Fronted by the alluring temptress Ellie Roswell, the four-piece rock unit from London found major success in the indie music world with the release of ‘My Love is Cool’ in 2014. Since then, their songs have been featured in many adverts, TV shows and films, most notably appearing in Danny Boyle’s ‘Trainspotting 2’. The telegraph described them as ‘feral’, which seems to be an appropriate summation of the band’s sound on grungy tracks like ‘Giant Peach’, ‘Fluffy’ or ‘Moaning Lisa Smile’. However, tunes such as ‘White Leather’ and ‘Bros’ show a more delicate folk influence on their distinct sound.
The song crescendos and thickens, reflecting the increasing intensity of the singer’s relationship.

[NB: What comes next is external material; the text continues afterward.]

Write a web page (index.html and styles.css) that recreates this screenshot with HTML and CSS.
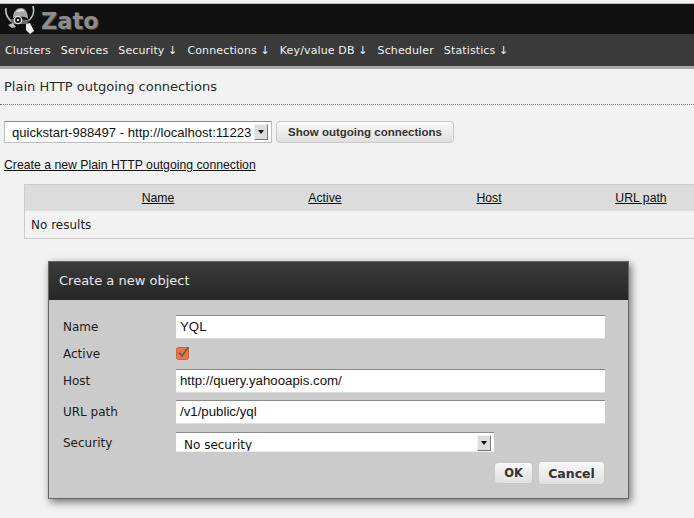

In the run up to the publication, I was sceptical about the album. ‘Yuk Foo’ was the first single off the album to be heard by the public. The song is generic and simple popular punk, the type of music that the indie industry has become saturated with in recent years. The lyrics are dull and lack any sense of poetic nuance just like their own opening words, ‘you bore me’. However, the second song that I heard from this album was ‘Don’t Delete the Kisses’. As well as being the best song on the album, the romantic tune has quickly become my favourite work in their growing songbook. The catchy synth motif repeated throughout the pieceis accompanied by a steady drum beat and softy spoken lyrics. Warm chords played on the keyboard float in the background of the mix. The song crescendos and thickens, reflecting the increasing intensity of the singer’s relationship.
‘Space and time’ opens with distorted rhythm guitar strummed in the same manner as a Clash song. Roswell bleats out the chorus with all the conviction of the next great voice in rock’n’roll. Joel Amey’s drums smash and crash, propelling the rock song forward. The title track of the album, ‘Visions of Life’ is a dark, slower piece that involves verses of Roswell singing alongside tapping drums and a rather ominous bassline played by Theo Ellis. Coming in at near eight minutes, it is the longest song on the record. Explosive layered guitar riffs make it seem like more of a thrash metal song at times. At other times, the mix is sparse, and the vocal melody creates a psychedelic folk atmosphere. Say what you like about the final song, but it shows Wolf Alice are capable of experimenting and investigating new sounds. Other notable songs on the album are largely instrumental opening song ‘Heavenward’ and ‘Beautifully Unconventional’ with its funky bass line resting behind memorable tinny guitars.
While the album fails to replicate the highs achieved in ‘My Love Is Cool’, it is still worth the listen for Wolf Alice fans. ‘Don’t Delete The Kisses’, in particular, is essentially listening. The artwork of the album speaks of the somewhat, darker and heavier tone that fills the album.